Construction costs got “out of whack“ starting in the summer of last year, with plants that could be erected for $1.36 to $1.41 per gallon of ethanol lately costing $2.10 per production gallon, Perry said.
Combine that with the sliding price of ethanol, and any possible cash flow vaporizes, he said.
Initially put at $136 million last summer, the price tag of Perry’s project swelled to nearly $200 million until it recently began to drop.
Partly to blame was the cost of nickel and steel--key ingredients in stainless steel, a component needed for ethanol production. They shot up because of demand from China, inflating Perry’s budget for the product by $39 million. And the cost of dryers used to rip moisture from distiller grains--a byproduct of making ethanol, used to feed livestock--has doubled from the $1 million to $1.2 million the equipment was fetching last year.

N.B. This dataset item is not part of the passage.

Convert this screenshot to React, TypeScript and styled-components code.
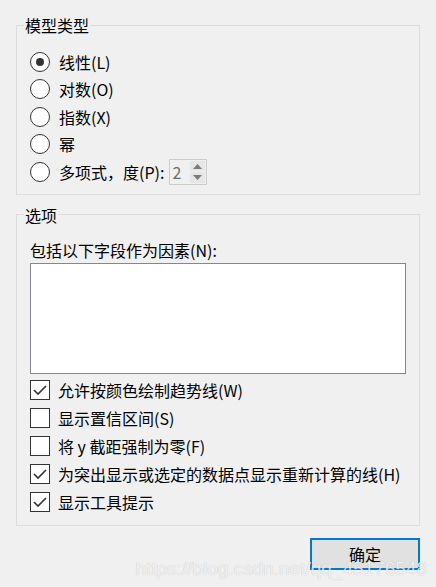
import React from 'react';
import styled, { createGlobalStyle } from 'styled-components';

const GlobalStyle = createGlobalStyle`
  html, body {
    margin: 0;
    padding: 0;
    background: #f0f0f0;
  }
  body {
    font-family: "Noto Sans CJK SC", "Liberation Sans", sans-serif;
    font-size: 16px;
    color: #000;
  }
`;

const Dialog = styled.div`
  position: relative;
  width: 436px;
  height: 587px;
  box-sizing: border-box;
  padding: 15px 16px 0 16px;
  background: #f0f0f0;
  overflow: hidden;
`;

const GroupBox = styled.fieldset<{ $gap?: number }>`
  margin: ${p => p.$gap ?? 0}px 0 0 0;
  padding: 0;
  border: 1px solid #dcdcdc;
  min-width: 0;
`;

const GroupBody = styled.div<{ $top: number; $bottom: number }>`
  padding: ${p => p.$top}px 0 ${p => p.$bottom}px 13px;
  display: flex;
  flex-direction: column;
`;

const Legend = styled.legend`
  margin-left: 7px;
  padding: 0 1px;
  line-height: 20px;
  font-size: 16px;
`;

const OptionRow = styled.label<{ $h: number }>`
  display: flex;
  align-items: center;
  height: ${p => p.$h}px;
  line-height: 20px;
  white-space: nowrap;
`;

const RadioCircle = styled.span<{ $on?: boolean }>`
  width: 20px;
  height: 20px;
  box-sizing: border-box;
  border: 1px solid #333;
  border-radius: 50%;
  background: #fff;
  margin-right: 9px;
  display: flex;
  align-items: center;
  justify-content: center;
  flex-shrink: 0;

  &::after {
    content: '';
    width: 8px;
    height: 8px;
    border-radius: 50%;
    background: #333;
    display: ${p => (p.$on ? 'block' : 'none')};
  }
`;

const CheckBox = styled.span`
  width: 20px;
  height: 20px;
  box-sizing: border-box;
  border: 1px solid #333;
  background: #fff;
  margin-right: 8px;
  display: flex;
  align-items: center;
  justify-content: center;
  flex-shrink: 0;
`;

const Spinner = styled.div`
  display: flex;
  width: 38px;
  height: 26px;
  box-sizing: border-box;
  border: 1px solid #cccccc;
  background: #f0f0f0;
  margin-left: 5px;
`;

const SpinValue = styled.span`
  flex: 1;
  color: #6d6d6d;
  padding-left: 2px;
  line-height: 24px;
`;

const SpinButtons = styled.div`
  width: 15px;
  display: flex;
  flex-direction: column;
  padding: 1px 1px 1px 0;
  gap: 1px;
`;

const SpinButton = styled.div`
  flex: 1;
  background: #e6e6e6;
  display: flex;
  align-items: center;
  justify-content: center;
`;

const FieldLabel = styled.div`
  line-height: 20px;
`;

const ListBox = styled.div`
  width: 376px;
  height: 111px;
  box-sizing: border-box;
  border: 1px solid #828790;
  background: #fff;
  margin: 3px 0 2px 0;
`;

const Footer = styled.div`
  display: flex;
  justify-content: flex-end;
  margin-top: 12px;
`;

const Button = styled.button`
  width: 110px;
  height: 32px;
  box-sizing: border-box;
  border: 2px solid #0078d7;
  background: #e1e1e1;
  font-family: inherit;
  font-size: 16px;
  color: #000;
  padding: 0;
`;

const Watermark = styled.div`
  position: absolute;
  right: 9px;
  top: 559px;
  font-family: "Liberation Sans", Arial, sans-serif;
  font-size: 19px;
  line-height: 20px;
  color: rgba(255, 255, 255, 0.8);
  text-shadow: 0 0 1px rgba(0, 0, 0, 0.25);
  pointer-events: none;
  white-space: nowrap;
`;

const Arrow = ({ up }: { up?: boolean }) => (
  <svg width="9" height="5" viewBox="0 0 9 5">
    <path d={up ? 'M0 5 L4.5 0 L9 5 Z' : 'M0 0 L4.5 5 L9 0 Z'} fill="#7a7a7a" />
  </svg>
);

const Check = () => (
  <svg width="14" height="12" viewBox="0 0 14 12">
    <path d="M1 6 L5 10 L13 2" fill="none" stroke="#333" strokeWidth="1.6" />
  </svg>
);

const radios = ['线性(L)', '对数(O)', '指数(X)', '幂'];

const checks = [
  { text: '允许按颜色绘制趋势线(W)', on: true },
  { text: '显示置信区间(S)', on: false },
  { text: '将 y 截距强制为零(F)', on: false },
  { text: '为突出显示或选定的数据点显示重新计算的线(H)', on: true },
  { text: '显示工具提示', on: true },
];

export default function App() {
  return (
    <>
      <GlobalStyle />
      <Dialog>
        <GroupBox>
          <Legend>模型类型</Legend>
          <GroupBody $top={13} $bottom={8}>
            {radios.map((r, i) => (
              <OptionRow key={r} $h={27.5}>
                <RadioCircle $on={i === 0} />
                {r}
              </OptionRow>
            ))}
            <OptionRow $h={27.5}>
              <RadioCircle />
              多项式，度(P):
              <Spinner>
                <SpinValue>2</SpinValue>
                <SpinButtons>
                  <SpinButton>
                    <Arrow up />
                  </SpinButton>
                  <SpinButton>
                    <Arrow />
                  </SpinButton>
                </SpinButtons>
              </Spinner>
            </OptionRow>
          </GroupBody>
        </GroupBox>

        <GroupBox $gap={10}>
          <Legend>选项</Legend>
          <GroupBody $top={15} $bottom={9}>
            <FieldLabel>包括以下字段作为因素(N):</FieldLabel>
            <ListBox />
            {checks.map(c => (
              <OptionRow key={c.text} $h={28}>
                <CheckBox>{c.on && <Check />}</CheckBox>
                {c.text}
              </OptionRow>
            ))}
          </GroupBody>
        </GroupBox>

        <Footer>
          <Button>确定</Button>
        </Footer>
        <Watermark>https://blog.csdn.net/qq_45176548</Watermark>
      </Dialog>
    </>
  );
}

Construction of at least nine ethanol plants in Nebraska will continue and by the end of next year should double the state’s capacity to about 2.25 billion gallons, said Todd Sneller of the Nebraska Ethanol Board.
But citing “uncertainty of the ethanol marketplace,“ Sneller said that moving the 45 other Nebraska ethanol projects beyond the blueprint stage will be achieved by those companies with experience in a “very cyclical“ industry.
Because of federal mandates requiring the use of ethanol--and prospects that Congress might significantly boost those demands--“it’s not the end of ethanol,“ said Bernstein, the energy analyst.
But “I think it’s the beginning of rationalization.